## GOAL
Your answer should be a single number: how many lines in the data below hold the string "index".

-- start DATASET EXTRACT --

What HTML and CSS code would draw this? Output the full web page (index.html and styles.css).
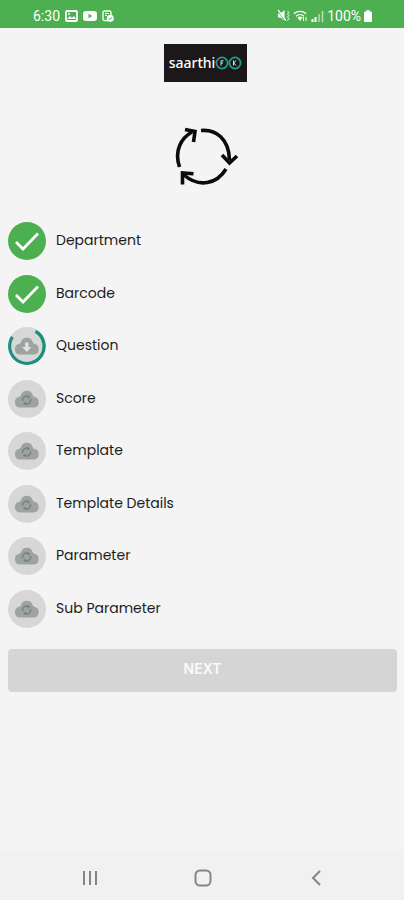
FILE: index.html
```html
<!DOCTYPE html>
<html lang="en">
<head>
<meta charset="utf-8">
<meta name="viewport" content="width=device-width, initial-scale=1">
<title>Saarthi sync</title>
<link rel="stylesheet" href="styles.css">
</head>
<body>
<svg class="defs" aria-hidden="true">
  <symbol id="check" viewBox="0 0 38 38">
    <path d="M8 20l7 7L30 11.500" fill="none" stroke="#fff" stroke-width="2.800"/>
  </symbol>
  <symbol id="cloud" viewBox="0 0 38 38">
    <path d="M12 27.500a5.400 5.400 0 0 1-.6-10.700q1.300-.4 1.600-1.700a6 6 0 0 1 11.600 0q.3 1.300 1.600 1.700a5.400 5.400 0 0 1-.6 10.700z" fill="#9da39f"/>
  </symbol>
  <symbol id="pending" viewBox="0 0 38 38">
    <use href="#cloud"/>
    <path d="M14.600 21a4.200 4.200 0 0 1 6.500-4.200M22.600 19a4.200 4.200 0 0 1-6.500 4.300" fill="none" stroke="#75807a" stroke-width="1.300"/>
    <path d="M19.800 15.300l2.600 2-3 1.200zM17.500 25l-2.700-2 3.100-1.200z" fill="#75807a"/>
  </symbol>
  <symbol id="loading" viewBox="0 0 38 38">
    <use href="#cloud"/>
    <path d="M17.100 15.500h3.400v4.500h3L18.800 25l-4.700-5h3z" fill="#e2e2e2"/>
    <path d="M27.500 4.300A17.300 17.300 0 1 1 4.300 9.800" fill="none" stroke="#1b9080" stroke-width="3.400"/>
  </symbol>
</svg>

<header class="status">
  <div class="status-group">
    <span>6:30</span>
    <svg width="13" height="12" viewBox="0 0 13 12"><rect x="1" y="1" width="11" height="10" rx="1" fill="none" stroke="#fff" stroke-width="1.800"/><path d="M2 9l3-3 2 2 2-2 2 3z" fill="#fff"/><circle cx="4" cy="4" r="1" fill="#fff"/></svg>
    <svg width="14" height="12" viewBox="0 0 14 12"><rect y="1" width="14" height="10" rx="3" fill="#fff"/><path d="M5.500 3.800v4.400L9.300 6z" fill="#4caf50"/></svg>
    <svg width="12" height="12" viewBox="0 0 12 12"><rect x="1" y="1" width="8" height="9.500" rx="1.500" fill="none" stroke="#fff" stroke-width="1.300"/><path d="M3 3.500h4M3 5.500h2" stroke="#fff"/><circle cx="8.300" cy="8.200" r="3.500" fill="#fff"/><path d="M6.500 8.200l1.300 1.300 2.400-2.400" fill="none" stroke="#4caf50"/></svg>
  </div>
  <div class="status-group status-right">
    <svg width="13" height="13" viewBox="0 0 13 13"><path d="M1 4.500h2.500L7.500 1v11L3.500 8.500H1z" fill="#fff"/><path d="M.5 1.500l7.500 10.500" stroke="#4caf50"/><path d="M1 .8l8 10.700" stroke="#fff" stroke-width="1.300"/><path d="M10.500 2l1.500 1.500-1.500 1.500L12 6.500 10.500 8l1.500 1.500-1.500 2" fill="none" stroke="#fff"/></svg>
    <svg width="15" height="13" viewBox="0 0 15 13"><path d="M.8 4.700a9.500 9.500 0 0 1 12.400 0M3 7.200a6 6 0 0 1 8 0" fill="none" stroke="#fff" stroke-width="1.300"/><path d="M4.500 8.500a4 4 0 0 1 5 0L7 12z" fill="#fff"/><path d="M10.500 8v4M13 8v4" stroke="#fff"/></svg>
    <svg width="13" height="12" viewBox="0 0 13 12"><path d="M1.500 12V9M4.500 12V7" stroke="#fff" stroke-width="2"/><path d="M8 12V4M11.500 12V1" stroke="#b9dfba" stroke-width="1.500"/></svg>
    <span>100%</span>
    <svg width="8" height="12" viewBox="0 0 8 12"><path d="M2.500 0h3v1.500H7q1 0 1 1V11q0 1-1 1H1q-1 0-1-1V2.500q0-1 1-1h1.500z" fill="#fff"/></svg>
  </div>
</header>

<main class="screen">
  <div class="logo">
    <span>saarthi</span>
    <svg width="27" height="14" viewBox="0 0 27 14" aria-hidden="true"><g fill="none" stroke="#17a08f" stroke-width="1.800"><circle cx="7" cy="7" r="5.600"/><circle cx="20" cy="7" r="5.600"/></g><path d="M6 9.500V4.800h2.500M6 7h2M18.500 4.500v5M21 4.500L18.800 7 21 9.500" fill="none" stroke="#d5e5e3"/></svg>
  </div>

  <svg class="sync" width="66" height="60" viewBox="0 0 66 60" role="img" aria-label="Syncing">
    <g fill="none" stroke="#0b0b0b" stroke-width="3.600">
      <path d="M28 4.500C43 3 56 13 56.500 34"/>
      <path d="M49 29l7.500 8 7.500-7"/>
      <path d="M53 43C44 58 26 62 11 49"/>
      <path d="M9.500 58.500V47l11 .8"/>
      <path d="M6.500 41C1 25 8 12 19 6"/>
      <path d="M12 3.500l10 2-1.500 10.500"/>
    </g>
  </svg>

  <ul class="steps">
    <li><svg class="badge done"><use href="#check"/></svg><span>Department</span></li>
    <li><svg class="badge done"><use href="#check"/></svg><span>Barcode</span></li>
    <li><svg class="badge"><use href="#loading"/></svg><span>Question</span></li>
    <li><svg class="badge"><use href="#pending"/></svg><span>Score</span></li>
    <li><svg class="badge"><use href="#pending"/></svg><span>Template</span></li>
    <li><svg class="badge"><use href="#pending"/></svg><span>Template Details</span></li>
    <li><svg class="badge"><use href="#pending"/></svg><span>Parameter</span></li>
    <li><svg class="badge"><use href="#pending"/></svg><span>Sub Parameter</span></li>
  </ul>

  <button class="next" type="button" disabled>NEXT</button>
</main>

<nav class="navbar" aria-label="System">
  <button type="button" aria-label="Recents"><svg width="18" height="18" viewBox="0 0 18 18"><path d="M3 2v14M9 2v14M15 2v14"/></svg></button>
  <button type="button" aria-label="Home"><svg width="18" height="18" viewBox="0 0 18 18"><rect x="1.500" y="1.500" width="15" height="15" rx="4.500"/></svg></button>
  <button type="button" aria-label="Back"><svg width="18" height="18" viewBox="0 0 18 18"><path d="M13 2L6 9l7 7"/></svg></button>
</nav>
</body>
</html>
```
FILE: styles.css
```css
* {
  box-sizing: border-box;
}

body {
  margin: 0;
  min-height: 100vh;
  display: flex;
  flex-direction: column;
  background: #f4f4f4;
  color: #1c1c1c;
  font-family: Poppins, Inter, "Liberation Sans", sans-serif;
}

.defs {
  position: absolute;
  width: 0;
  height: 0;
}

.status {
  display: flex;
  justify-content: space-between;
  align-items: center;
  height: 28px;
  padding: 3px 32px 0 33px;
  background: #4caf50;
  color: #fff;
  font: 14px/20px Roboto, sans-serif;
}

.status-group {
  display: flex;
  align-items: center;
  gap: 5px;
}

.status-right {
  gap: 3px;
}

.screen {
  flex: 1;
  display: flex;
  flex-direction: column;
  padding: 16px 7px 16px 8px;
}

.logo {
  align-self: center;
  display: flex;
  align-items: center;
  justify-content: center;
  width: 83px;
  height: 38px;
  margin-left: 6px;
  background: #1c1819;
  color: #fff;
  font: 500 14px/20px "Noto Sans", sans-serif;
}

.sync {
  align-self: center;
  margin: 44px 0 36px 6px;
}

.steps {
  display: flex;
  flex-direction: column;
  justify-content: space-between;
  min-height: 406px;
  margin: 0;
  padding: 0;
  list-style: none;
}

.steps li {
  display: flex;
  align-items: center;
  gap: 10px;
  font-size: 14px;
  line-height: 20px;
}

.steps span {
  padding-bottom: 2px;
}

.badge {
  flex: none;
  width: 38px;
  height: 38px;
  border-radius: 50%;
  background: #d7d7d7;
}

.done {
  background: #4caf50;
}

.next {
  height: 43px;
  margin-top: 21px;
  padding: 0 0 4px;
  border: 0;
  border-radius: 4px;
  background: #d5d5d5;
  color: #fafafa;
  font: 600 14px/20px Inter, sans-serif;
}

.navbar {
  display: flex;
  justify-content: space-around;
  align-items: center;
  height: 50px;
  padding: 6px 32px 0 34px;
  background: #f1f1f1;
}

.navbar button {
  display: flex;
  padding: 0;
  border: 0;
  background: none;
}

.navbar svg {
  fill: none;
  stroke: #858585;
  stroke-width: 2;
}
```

-- end DATASET EXTRACT --

## OUTPUT FOR THIS EXERCISE
2